From proper turnout to staying in the moment no matter how intense the XC, here are 10 key lessons Daniela has learned from her coach Karen O’Connor.
1. Experience has to be earned—sometimes the hard way.
Karen always says that experience comes right after you need it. We all have to learn from our mistakes so that we don’t repeat them.
2. Focus on your canter, not the jumps.
When you are competing in the show jumping or cross country phases, Karen says it’s not about the jump, but about the quality of the canter that matters. In other words, if you approach the jump with a good canter, you’ll be just fine.
3. Be thankful for your horse.
It’s always about the horse and putting him or her first. Whatever he needs is what you need to do.
4. Focus on what you can control.
Don’t worry about what you can’t. Karen tells us to basically do our best and not to worry about the rest.
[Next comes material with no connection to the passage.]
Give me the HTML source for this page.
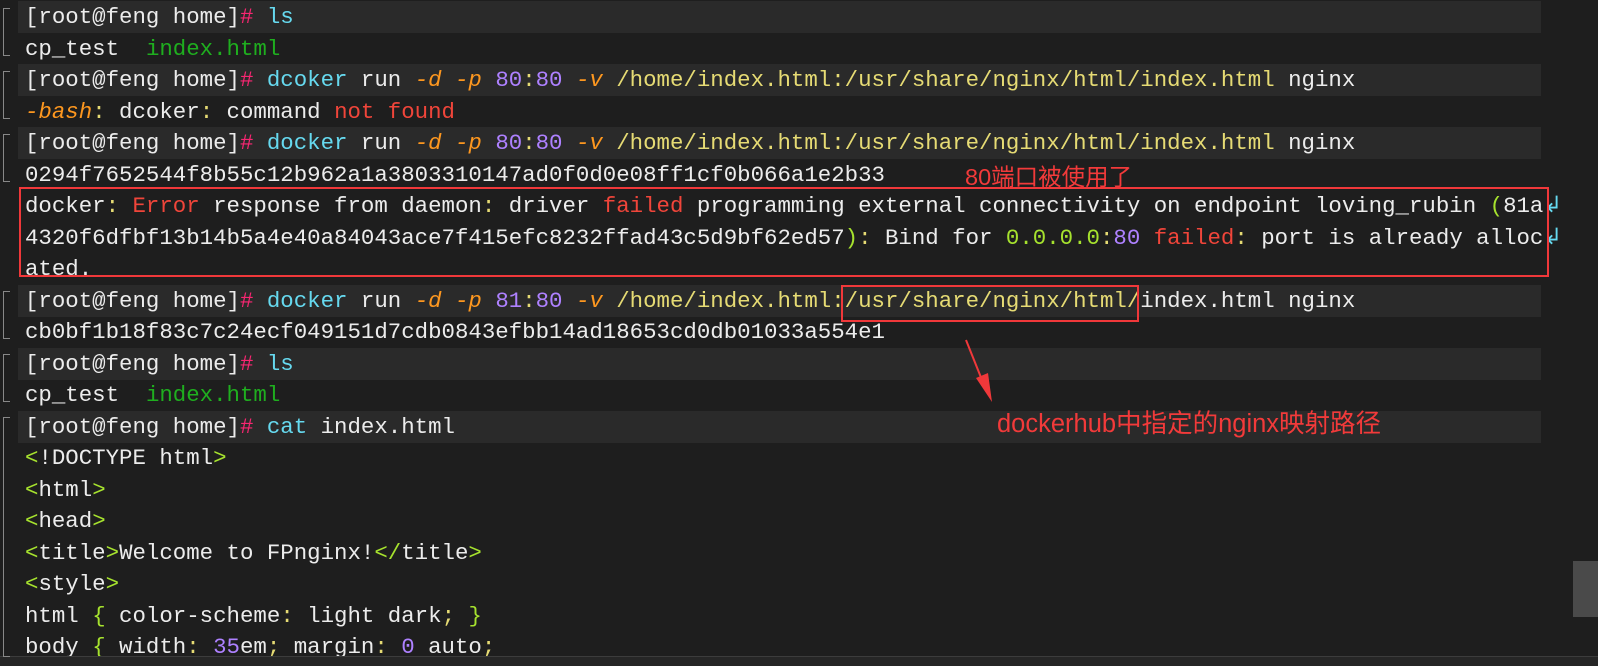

5. Proper turnout is non-negotiable.
Karen believes riders should be turned out impeccably, not just at shows but also at home. Proper turnout is how we show respect for our horses and prove that we take the sport seriously.
6. Live in the present.
Last year, we were cross-country schooling a couple of weeks before Rolex and I was very tense and not riding like myself. Karen asked me, “Are we on the Rolex track?” I told her that we weren’t. “So why are you worrying as if you were?” she asked. “You still have two more weeks before the show, so until you are at the starting box, don’t worry about it. Live in your present.”
7. Walk like you’ll ride.
Karen tells us to walk our cross country course exactly the way we plan to ride it. It’s important to make sure you know how the footing is everywhere on course and to pick the shortest route to the next jump.
8. Be appreciative.
Karen believes it’s important to be appreciative of the people who make the sport possible, and especially the volunteers. She always says to make sure to thank them! Being thankful for the hard work of others is how we keep the spirit of the sport and fair play alive.
9. Hard work pays off.
No one is going to give you what you are looking for in this sport. You have to fight for what you want.
10. This is how to shoulder-in.
Karen was the only one who, after many years of riding, could actually explain to me how to ride a shoulder-in. She says to point with your outside thumb where you want the horse’s shoulder to go, and then use your inside knee to push the shoulders in the same line you are pointing with your thumb. Magic!